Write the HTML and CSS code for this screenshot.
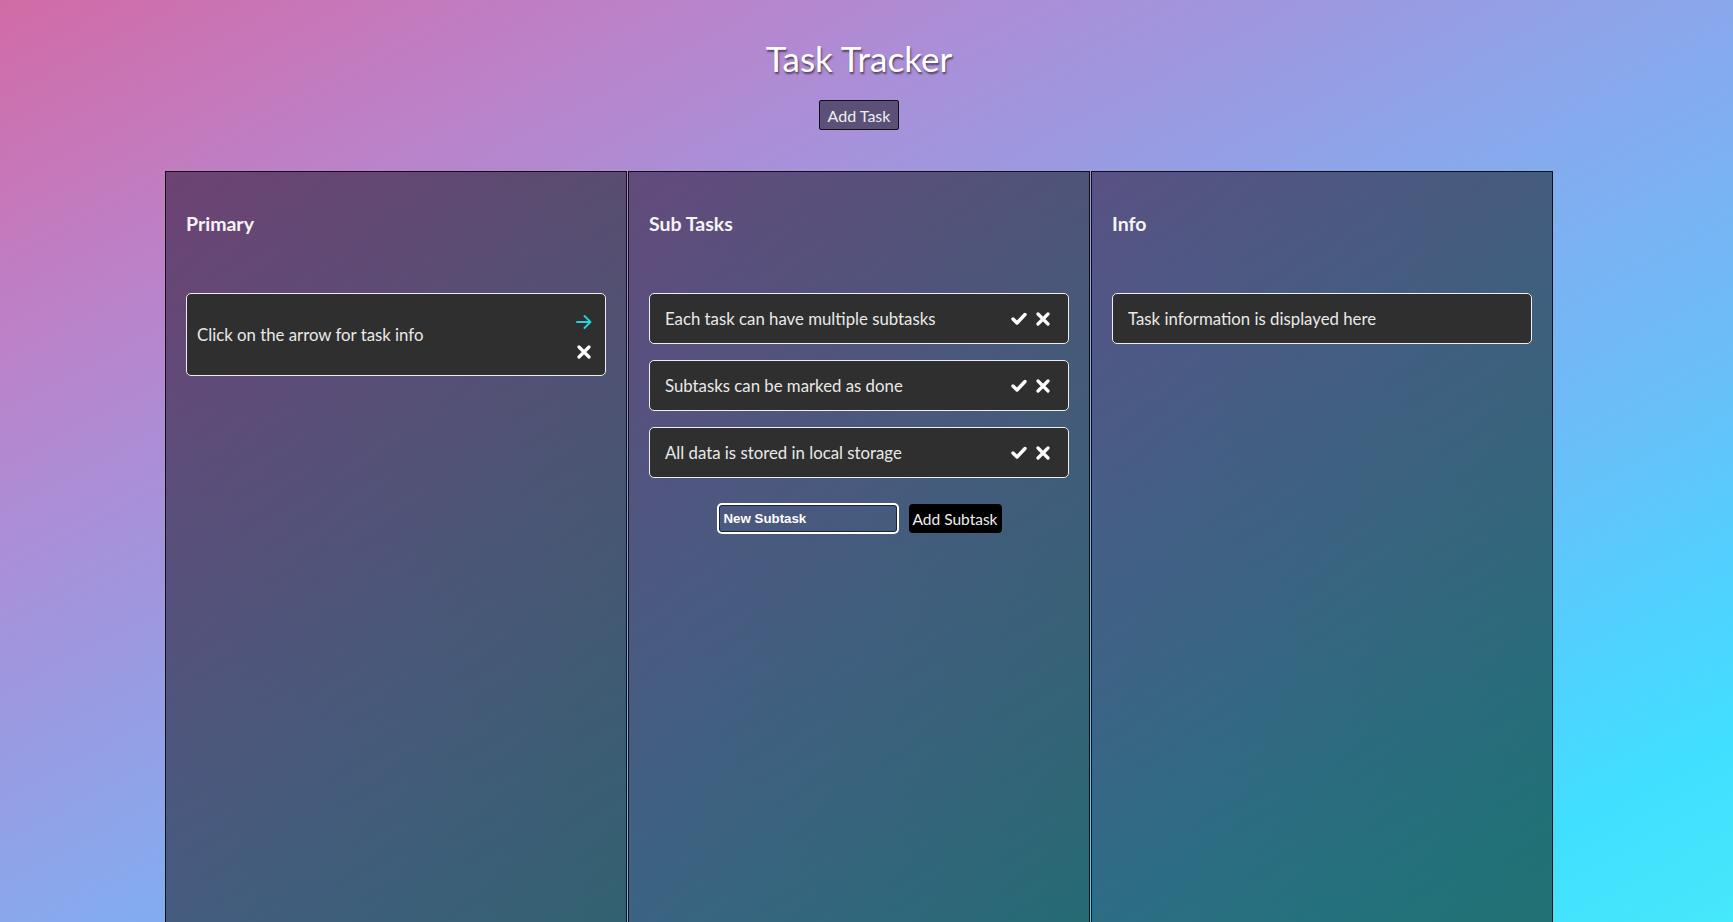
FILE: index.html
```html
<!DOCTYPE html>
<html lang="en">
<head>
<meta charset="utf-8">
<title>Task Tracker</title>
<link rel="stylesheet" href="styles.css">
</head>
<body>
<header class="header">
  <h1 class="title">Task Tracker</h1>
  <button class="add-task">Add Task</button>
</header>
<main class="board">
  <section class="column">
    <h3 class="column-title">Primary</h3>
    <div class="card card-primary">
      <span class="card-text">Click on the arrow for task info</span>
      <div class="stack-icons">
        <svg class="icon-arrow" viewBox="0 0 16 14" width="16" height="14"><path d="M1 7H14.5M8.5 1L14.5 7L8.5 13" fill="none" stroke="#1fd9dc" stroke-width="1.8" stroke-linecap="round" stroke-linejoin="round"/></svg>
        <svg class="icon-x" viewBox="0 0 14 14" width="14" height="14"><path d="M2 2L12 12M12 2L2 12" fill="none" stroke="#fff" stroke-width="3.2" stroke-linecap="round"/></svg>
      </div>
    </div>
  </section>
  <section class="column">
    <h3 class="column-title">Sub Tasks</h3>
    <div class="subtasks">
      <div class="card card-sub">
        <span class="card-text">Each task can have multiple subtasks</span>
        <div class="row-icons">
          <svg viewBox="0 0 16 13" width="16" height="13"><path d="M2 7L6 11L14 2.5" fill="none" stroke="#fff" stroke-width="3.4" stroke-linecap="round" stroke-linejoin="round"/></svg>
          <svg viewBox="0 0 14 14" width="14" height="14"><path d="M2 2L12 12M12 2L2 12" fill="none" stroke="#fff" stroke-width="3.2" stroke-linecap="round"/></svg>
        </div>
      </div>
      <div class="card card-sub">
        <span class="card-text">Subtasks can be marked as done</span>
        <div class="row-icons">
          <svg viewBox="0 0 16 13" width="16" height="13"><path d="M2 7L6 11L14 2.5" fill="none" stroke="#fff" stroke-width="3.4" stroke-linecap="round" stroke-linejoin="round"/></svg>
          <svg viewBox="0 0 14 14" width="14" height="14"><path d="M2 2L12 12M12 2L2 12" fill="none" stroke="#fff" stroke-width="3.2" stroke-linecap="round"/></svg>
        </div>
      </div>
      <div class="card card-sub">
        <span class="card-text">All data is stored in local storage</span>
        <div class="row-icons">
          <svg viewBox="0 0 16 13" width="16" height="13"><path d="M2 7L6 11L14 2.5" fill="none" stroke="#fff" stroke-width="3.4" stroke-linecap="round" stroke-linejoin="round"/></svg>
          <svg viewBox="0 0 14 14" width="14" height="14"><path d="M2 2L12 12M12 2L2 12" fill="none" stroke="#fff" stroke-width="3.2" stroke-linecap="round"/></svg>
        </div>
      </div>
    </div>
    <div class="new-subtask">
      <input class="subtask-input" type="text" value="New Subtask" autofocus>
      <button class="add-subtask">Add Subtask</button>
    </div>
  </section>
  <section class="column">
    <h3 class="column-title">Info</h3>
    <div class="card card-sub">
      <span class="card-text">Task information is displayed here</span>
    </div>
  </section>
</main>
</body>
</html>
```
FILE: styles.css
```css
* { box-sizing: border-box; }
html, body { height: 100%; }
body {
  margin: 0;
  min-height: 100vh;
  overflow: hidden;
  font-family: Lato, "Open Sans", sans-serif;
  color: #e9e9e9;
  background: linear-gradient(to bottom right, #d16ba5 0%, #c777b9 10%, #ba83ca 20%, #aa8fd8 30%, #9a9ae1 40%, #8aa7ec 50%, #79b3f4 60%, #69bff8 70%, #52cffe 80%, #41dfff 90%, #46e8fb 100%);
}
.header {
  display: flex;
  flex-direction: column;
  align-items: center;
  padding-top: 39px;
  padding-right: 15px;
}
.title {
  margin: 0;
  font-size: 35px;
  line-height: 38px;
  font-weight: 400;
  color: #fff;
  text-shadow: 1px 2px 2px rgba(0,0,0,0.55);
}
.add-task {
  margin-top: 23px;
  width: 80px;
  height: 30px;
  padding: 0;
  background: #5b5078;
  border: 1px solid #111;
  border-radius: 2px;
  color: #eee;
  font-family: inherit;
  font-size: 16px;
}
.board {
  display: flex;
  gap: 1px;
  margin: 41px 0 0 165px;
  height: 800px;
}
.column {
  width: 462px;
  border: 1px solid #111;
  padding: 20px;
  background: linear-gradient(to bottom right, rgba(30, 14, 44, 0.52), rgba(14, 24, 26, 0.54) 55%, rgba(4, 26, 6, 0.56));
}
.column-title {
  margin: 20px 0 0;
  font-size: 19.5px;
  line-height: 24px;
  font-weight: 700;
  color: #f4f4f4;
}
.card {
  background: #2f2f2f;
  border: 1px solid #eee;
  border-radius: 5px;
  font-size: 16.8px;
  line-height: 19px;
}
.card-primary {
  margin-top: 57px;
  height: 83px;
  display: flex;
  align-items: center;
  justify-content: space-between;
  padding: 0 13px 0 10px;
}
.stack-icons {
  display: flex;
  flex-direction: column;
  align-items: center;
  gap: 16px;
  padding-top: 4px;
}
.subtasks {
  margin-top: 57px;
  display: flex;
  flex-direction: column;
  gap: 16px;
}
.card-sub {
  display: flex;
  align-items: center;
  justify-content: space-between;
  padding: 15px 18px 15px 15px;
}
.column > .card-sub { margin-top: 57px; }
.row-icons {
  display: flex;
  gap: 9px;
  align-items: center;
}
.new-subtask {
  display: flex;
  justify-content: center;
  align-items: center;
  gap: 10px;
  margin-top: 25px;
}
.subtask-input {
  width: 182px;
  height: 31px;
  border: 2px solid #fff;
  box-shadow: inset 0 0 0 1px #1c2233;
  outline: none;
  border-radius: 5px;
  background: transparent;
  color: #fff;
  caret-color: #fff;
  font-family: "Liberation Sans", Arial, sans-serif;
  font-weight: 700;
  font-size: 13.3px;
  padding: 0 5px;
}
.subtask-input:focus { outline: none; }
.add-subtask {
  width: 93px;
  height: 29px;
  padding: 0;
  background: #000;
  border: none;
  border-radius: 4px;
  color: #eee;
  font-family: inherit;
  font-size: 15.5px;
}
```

■ ■ ■ ■ ■ ■ ■

### [Instruction]
All the lines above are to be reproduced exactly, except the pictures.

### [Full response]
Write the HTML and CSS code for this screenshot.
FILE: index.html
```html
<!DOCTYPE html>
<html lang="en">
<head>
<meta charset="utf-8">
<title>Task Tracker</title>
<link rel="stylesheet" href="styles.css">
</head>
<body>
<header class="header">
  <h1 class="title">Task Tracker</h1>
  <button class="add-task">Add Task</button>
</header>
<main class="board">
  <section class="column">
    <h3 class="column-title">Primary</h3>
    <div class="card card-primary">
      <span class="card-text">Click on the arrow for task info</span>
      <div class="stack-icons">
        <svg class="icon-arrow" viewBox="0 0 16 14" width="16" height="14"><path d="M1 7H14.5M8.5 1L14.5 7L8.5 13" fill="none" stroke="#1fd9dc" stroke-width="1.8" stroke-linecap="round" stroke-linejoin="round"/></svg>
        <svg class="icon-x" viewBox="0 0 14 14" width="14" height="14"><path d="M2 2L12 12M12 2L2 12" fill="none" stroke="#fff" stroke-width="3.2" stroke-linecap="round"/></svg>
      </div>
    </div>
  </section>
  <section class="column">
    <h3 class="column-title">Sub Tasks</h3>
    <div class="subtasks">
      <div class="card card-sub">
        <span class="card-text">Each task can have multiple subtasks</span>
        <div class="row-icons">
          <svg viewBox="0 0 16 13" width="16" height="13"><path d="M2 7L6 11L14 2.5" fill="none" stroke="#fff" stroke-width="3.4" stroke-linecap="round" stroke-linejoin="round"/></svg>
          <svg viewBox="0 0 14 14" width="14" height="14"><path d="M2 2L12 12M12 2L2 12" fill="none" stroke="#fff" stroke-width="3.2" stroke-linecap="round"/></svg>
        </div>
      </div>
      <div class="card card-sub">
        <span class="card-text">Subtasks can be marked as done</span>
        <div class="row-icons">
          <svg viewBox="0 0 16 13" width="16" height="13"><path d="M2 7L6 11L14 2.5" fill="none" stroke="#fff" stroke-width="3.4" stroke-linecap="round" stroke-linejoin="round"/></svg>
          <svg viewBox="0 0 14 14" width="14" height="14"><path d="M2 2L12 12M12 2L2 12" fill="none" stroke="#fff" stroke-width="3.2" stroke-linecap="round"/></svg>
        </div>
      </div>
      <div class="card card-sub">
        <span class="card-text">All data is stored in local storage</span>
        <div class="row-icons">
          <svg viewBox="0 0 16 13" width="16" height="13"><path d="M2 7L6 11L14 2.5" fill="none" stroke="#fff" stroke-width="3.4" stroke-linecap="round" stroke-linejoin="round"/></svg>
          <svg viewBox="0 0 14 14" width="14" height="14"><path d="M2 2L12 12M12 2L2 12" fill="none" stroke="#fff" stroke-width="3.2" stroke-linecap="round"/></svg>
        </div>
      </div>
    </div>
    <div class="new-subtask">
      <input class="subtask-input" type="text" value="New Subtask" autofocus>
      <button class="add-subtask">Add Subtask</button>
    </div>
  </section>
  <section class="column">
    <h3 class="column-title">Info</h3>
    <div class="card card-sub">
      <span class="card-text">Task information is displayed here</span>
    </div>
  </section>
</main>
</body>
</html>
```
FILE: styles.css
```css
* { box-sizing: border-box; }
html, body { height: 100%; }
body {
  margin: 0;
  min-height: 100vh;
  overflow: hidden;
  font-family: Lato, "Open Sans", sans-serif;
  color: #e9e9e9;
  background: linear-gradient(to bottom right, #d16ba5 0%, #c777b9 10%, #ba83ca 20%, #aa8fd8 30%, #9a9ae1 40%, #8aa7ec 50%, #79b3f4 60%, #69bff8 70%, #52cffe 80%, #41dfff 90%, #46e8fb 100%);
}
.header {
  display: flex;
  flex-direction: column;
  align-items: center;
  padding-top: 39px;
  padding-right: 15px;
}
.title {
  margin: 0;
  font-size: 35px;
  line-height: 38px;
  font-weight: 400;
  color: #fff;
  text-shadow: 1px 2px 2px rgba(0,0,0,0.55);
}
.add-task {
  margin-top: 23px;
  width: 80px;
  height: 30px;
  padding: 0;
  background: #5b5078;
  border: 1px solid #111;
  border-radius: 2px;
  color: #eee;
  font-family: inherit;
  font-size: 16px;
}
.board {
  display: flex;
  gap: 1px;
  margin: 41px 0 0 165px;
  height: 800px;
}
.column {
  width: 462px;
  border: 1px solid #111;
  padding: 20px;
  background: linear-gradient(to bottom right, rgba(30, 14, 44, 0.52), rgba(14, 24, 26, 0.54) 55%, rgba(4, 26, 6, 0.56));
}
.column-title {
  margin: 20px 0 0;
  font-size: 19.5px;
  line-height: 24px;
  font-weight: 700;
  color: #f4f4f4;
}
.card {
  background: #2f2f2f;
  border: 1px solid #eee;
  border-radius: 5px;
  font-size: 16.8px;
  line-height: 19px;
}
.card-primary {
  margin-top: 57px;
  height: 83px;
  display: flex;
  align-items: center;
  justify-content: space-between;
  padding: 0 13px 0 10px;
}
.stack-icons {
  display: flex;
  flex-direction: column;
  align-items: center;
  gap: 16px;
  padding-top: 4px;
}
.subtasks {
  margin-top: 57px;
  display: flex;
  flex-direction: column;
  gap: 16px;
}
.card-sub {
  display: flex;
  align-items: center;
  justify-content: space-between;
  padding: 15px 18px 15px 15px;
}
.column > .card-sub { margin-top: 57px; }
.row-icons {
  display: flex;
  gap: 9px;
  align-items: center;
}
.new-subtask {
  display: flex;
  justify-content: center;
  align-items: center;
  gap: 10px;
  margin-top: 25px;
}
.subtask-input {
  width: 182px;
  height: 31px;
  border: 2px solid #fff;
  box-shadow: inset 0 0 0 1px #1c2233;
  outline: none;
  border-radius: 5px;
  background: transparent;
  color: #fff;
  caret-color: #fff;
  font-family: "Liberation Sans", Arial, sans-serif;
  font-weight: 700;
  font-size: 13.3px;
  padding: 0 5px;
}
.subtask-input:focus { outline: none; }
.add-subtask {
  width: 93px;
  height: 29px;
  padding: 0;
  background: #000;
  border: none;
  border-radius: 4px;
  color: #eee;
  font-family: inherit;
  font-size: 15.5px;
}
```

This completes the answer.